06-05-1980, Demokrat
FATSA OLGUSU: “KÜLTÜR MÜCADELESİ HALKIN YAŞAM MÜCADELESİNİN BİR PARÇASIDIR”
Bardaktan boşanırcasına yağmur yağıyordu. Belediyenin arkasındaki alanda, damlarda, pencerelerde biri birine kenetlenmiş denecek sıklıkta insan. Üzüm salkımları gibi sarkıyorlar alana doğru. Arı nasıl oğul verir bilir misiniz? Günü yettiğinde kovandan bir bölük genç arı çıkar. Önce dağınıktır. Birkaç kişi ellerine aldıkları taşları birbirine vurarak, o biçim sesler çıkararak "kon, kon kon... " diye bağırarak oğul arıların bir dalda toplanmasını sağlarlar. Üst üste birikip bir üzüm salkımına benzeyen arı topluluğu ordan önce bir sepete, sonra da bir yeni kovana alınır. Dallar da arı gibi oğullarla öylece dolmuştu. Fatsa Belediyesinin başkanı Fikri Sönmez şenliğin açış konuşmasını yapıyordu. Yağmur yağıyordu. Kimse yerinden kıpırdamıyordu. Yağmur biraz sonra iri taneli doluya dönüştü. Önde kadınlar, çocuklar, yaşlılar. Hiç değilse yaşlılar alandan ayrılır artık, diye bekliyoruz. Küçük gülleler gibi düşen doludan kollarıyla başlarını koruyarak dinliyorlar. Başkan şenliğe çağrılmış konuklara hoş geldiniz diyor:
—Dostlar, şenlik sözü kimseyi yanıltmasın. Amacımız eğlendirerek rahatlatmak, egemen sınıfların kullandığı yoz bir yolu bir kez daha denemek değildir. Kültür yaşamdan ayrı düşünülemez. Kültür mücadelesi de, halkımızın her alanda verdiği yaşam mücadelesinin bir parçasıdır.

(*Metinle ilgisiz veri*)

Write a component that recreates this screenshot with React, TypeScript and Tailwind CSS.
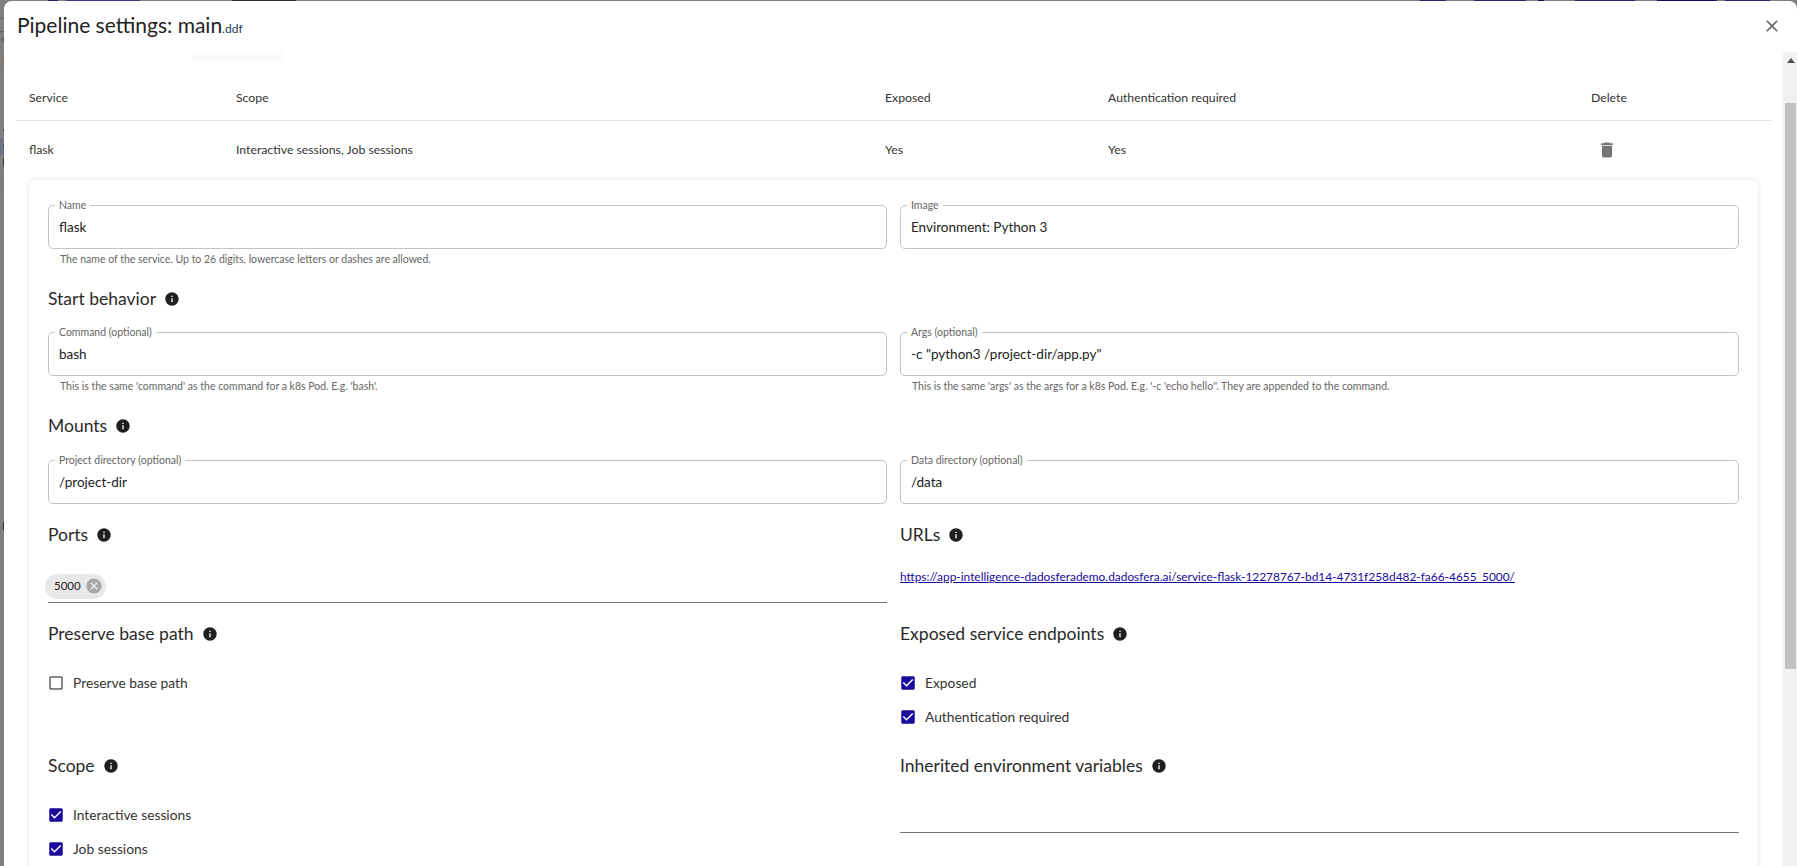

Alkışlanıyordu. "'Yaşasın halkın belediyesi" sloganı söyleniyordu.
(...)
Etkinliklerden bir bölüğü köylere götürüldü.
Yağmur yağıyordu. Bazen çisil çisil ama çoğu kez yolda yolakta olanı, tarlada olanı, alanda olanı ıslatarak. Biz büyük kentlerden gelenler doğrusu ilk kez görüyorduk, yağmurun, tipinin, içe işleyen serinliğin, terlemelerin ardından yağmurla, yelle birden soğumaların, sabah yenilen birkaç lokmayla geceyi bulmanın bunca hiçe sayıldığını.
Bu bir eğlence açlığı değil, halkın kendi kültür doğrultusuna bilinçli olarak sahip çıkmasıydı.